Just one of many ways Bing said her father has influenced and helped her grow Foreverest. “My dad is my biggest influence. He’s a business owner. He owns two companies, so through that I saw a lot and learned what handwork is.”

The idea for her business began with her distaste for modern, cheap furniture, but old furniture had an integrity that she enjoyed and thought to herself that she would begin learning to refinish furniture three years ago.

“I had a friend that who knew how to paint furniture that taunt me how to hold a paintbrush and I was like ‘oh, yeah, I can do this’ basically just, like, trial and error,” Bing said.

While her business has done a sufficient job providing she does express a struggle that she doesn’t have a steady paycheck with her business.

“I pay myself, and I also have to put money back in my business,” she said.

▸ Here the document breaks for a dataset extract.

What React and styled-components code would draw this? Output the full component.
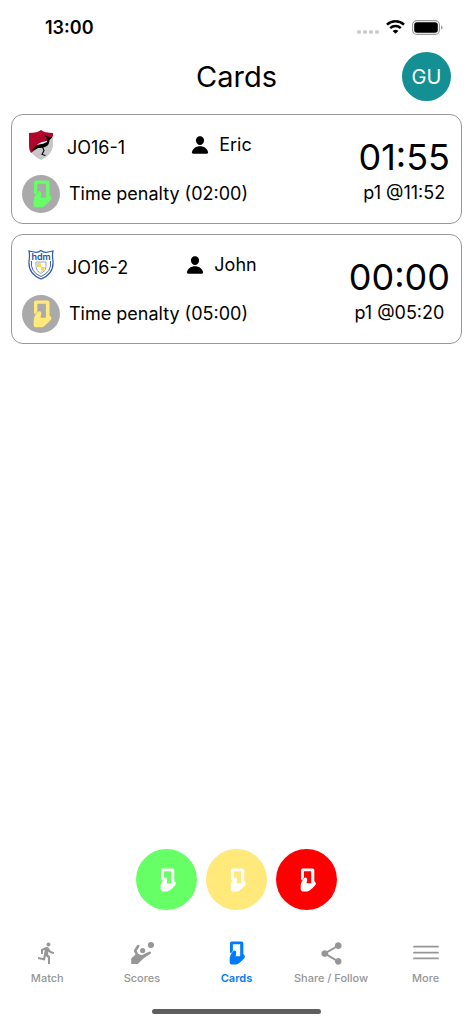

Bing smiles wide, speaking with her hands, as she talks about the things that she finds. “I found some JFK newspaper from the day he died, a paper for everyday of the week, like in a paper bag for a dollar. … and finding someone who loves the things that I find more than I love them that is so awesome. It’s amazing.”

She hasn’t just stopped with selling. Recently, she found a vintage RV on the side of the road for sale that she intends to fix and take her business mobile as she travels to surrounding cities selling and buying.

“I started a blog as well, and I really want to inspire people,” she said. “I really want to motivate people, be it traveling and home selling and meeting people.”

Being young hasn’t hurt her at all, in fact it’s allowed her to approach refinishing furniture in a new way that gives her a competitive edge. She says that sometimes people think that she might not know what she is doing due to her being young but believes that the work speaks for itself. She says that many others who do what she does have one style, typically shabby-chic, but she has the advantage of having a younger perspective.

“I think that my business and my lifestyle, everything I do speaks for itself,” Bing said.